Ya muy entrada la noche, Agamenón permitió que los novatos subiéramos a los dormitorios, convocándonos para la noche siguiente. Agotado, cuando llegué a mi habitación la encontré sin puerta ni cama, con lo que me senté en el suelo apoyando mi espalda en la pared. Por la mañana me despertó mi padre, que no daba crédito a lo que veía, con lo que bajó a protestar al director, a la sazón profesor de Fisiología y jefe local del Movimiento, que, exhibiendo el yugo y las flechas en su camisa azul, aconsejó a mi padre que no se metiera en eso, con lo que subió a mi habitación para despedirse, exclamando: «hijo mío, ¡dónde te han metido!».

Las novatadas continuaron un tiempo que se hizo eterno, y en cada piso un novato montaba guardia de noche, y en una de ellas, leyendo un libro recién comprado de Anatomía, me quedé dormido, y al despertar no lo encontré. Un veterano hizo la gracia de llevárselo, monté en cólera y apareció. En su mirada percibí que disfrutaba haciendo daño, una de las claves de las novatadas, en que el novato que se portaba «mal» pasaba la noche en un obscuro sótano del Colegio.

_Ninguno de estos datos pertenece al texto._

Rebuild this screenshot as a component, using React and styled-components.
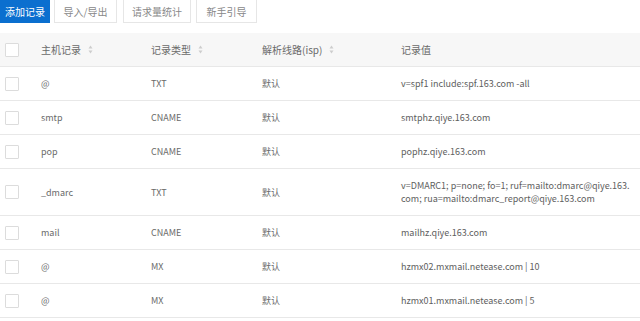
import React from 'react'
import styled, { createGlobalStyle } from 'styled-components'

const Global = createGlobalStyle`
    body {
        margin: 0;
        background: #fff;
        font-family: "Noto Sans CJK SC", "Noto Sans", sans-serif;
        font-size: 10px;
        color: #666;
    }
`

const Page = styled.div`
    width: 640px;
    height: 321px;
    overflow: hidden;
`

const Toolbar = styled.div`
    display: flex;
    gap: 5px;
    height: 23px;
    margin-bottom: 10px;
`

const Button = styled.button`
    height: 23px;
    padding: 0;
    width: ${p => p.w}px;
    margin-left: ${p => p.ml || 0}px;
    font-family: inherit;
    font-size: 10px;
    border-radius: 0;
    border: 1px solid ${p => p.primary ? '#0b6fcf' : '#e6e6e6'};
    background: ${p => p.primary ? '#0b6fcf' : '#fff'};
    color: ${p => p.primary ? '#fff' : '#888'};
    border-top: none;
`

const Row = styled.div`
    display: grid;
    grid-template-columns: 41px 110px 111px 139px 1fr;
    align-items: center;
    min-height: ${p => p.h || 33}px;
    background: ${p => p.head ? '#f7f7f7' : '#fff'};
    border-bottom: 1px solid #e8e8e8;
    font-size: ${p => p.head ? 10 : 9}px;
    color: #6a6a6a;
`

const Cell = styled.div`
    display: flex;
    align-items: center;
    gap: 7px;
    line-height: 13px;
`

const Value = styled.div`
    line-height: 13px;
    padding-right: 10px;
    word-break: break-all;
    color: #5e5e5e;
`

const Check = styled.span`
    display: block;
    width: 12px;
    height: 12px;
    margin-left: 5px;
    border: 1px solid #dcdcdc;
    border-radius: 1px;
    background: #fff;
`

const SortIcon = () => (
    <svg width="5" height="9" viewBox="0 0 5 9">
        <path d="M2.5 0.5 L4.5 3.5 L0.5 3.5 Z" fill="#cdcdcd" />
        <path d="M2.5 8.5 L4.5 5.5 L0.5 5.5 Z" fill="#cdcdcd" />
    </svg>
)

const records = [
    ['@', 'TXT', '默认', 'v=spf1 include:spf.163.com -all'],
    ['smtp', 'CNAME', '默认', 'smtphz.qiye.163.com'],
    ['pop', 'CNAME', '默认', 'pophz.qiye.163.com'],
    ['_dmarc', 'TXT', '默认', 'v=DMARC1; p=none; fo=1; ruf=mailto:dmarc@qiye.163.com; rua=mailto:dmarc_report@qiye.163.com', 46],
    ['mail', 'CNAME', '默认', 'mailhz.qiye.163.com'],
    ['@', 'MX', '默认', 'hzmx02.mxmail.netease.com | 10'],
    ['@', 'MX', '默认', 'hzmx01.mxmail.netease.com | 5'],
]

export default function App() {
    return (
        <Page>
            <Global />
            <Toolbar>
                <Button primary w={50}>添加记录</Button>
                <Button w={63} ml={-1}>导入/导出</Button>
                <Button w={68} ml={1}>请求量统计</Button>
                <Button w={61}>新手引导</Button>
            </Toolbar>
            <Row head>
                <Cell><Check /></Cell>
                <Cell>主机记录 <SortIcon /></Cell>
                <Cell>记录类型 <SortIcon /></Cell>
                <Cell>解析线路(isp) <SortIcon /></Cell>
                <Cell>记录值</Cell>
            </Row>
            {records.map((r, i) => (
                <Row key={i} h={r[4]}>
                    <Cell><Check /></Cell>
                    <Cell>{r[0]}</Cell>
                    <Cell>{r[1]}</Cell>
                    <Cell>{r[2]}</Cell>
                    <Value>{r[3]}</Value>
                </Row>
            ))}
        </Page>
    )
}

Un día nos hicieron pasear por las calles de Cádiz cogidos de la mano de dos en dos, y por el Parque Genovés tirando pipas a las patos, con lo que algunos ciudadanos protestaron al gobernador civil, que se encogió de hombros. Finalmente se celebraba la tradicional fiesta de los novatos, para la que me puse de acuerdo con varios, y, aprovechando que el del libro de Anatomía estaba bien trajeado al borde de la piscina, lo tiramos al agua. Se armó una buena, siendo amonestados por el subdirector, camisa azul con el yugo y las flechas. Hubo dos novatos que abandonaron el Colegio. Al año siguiente, como veterano, me negué a participar en las novatadas.

No les voy a cansar con los abusos que se cometían con alumnos que teníamos entre 17 y 18 años, que se siguen prodigando en toda España al inicio del curso académico, una práctica perseguida pero no erradicada, que se mantiene poniendo motes vejatorios a los novatos, con duchas de agua fría en la madrugada y obligando a la ingesta forzada de alcohol.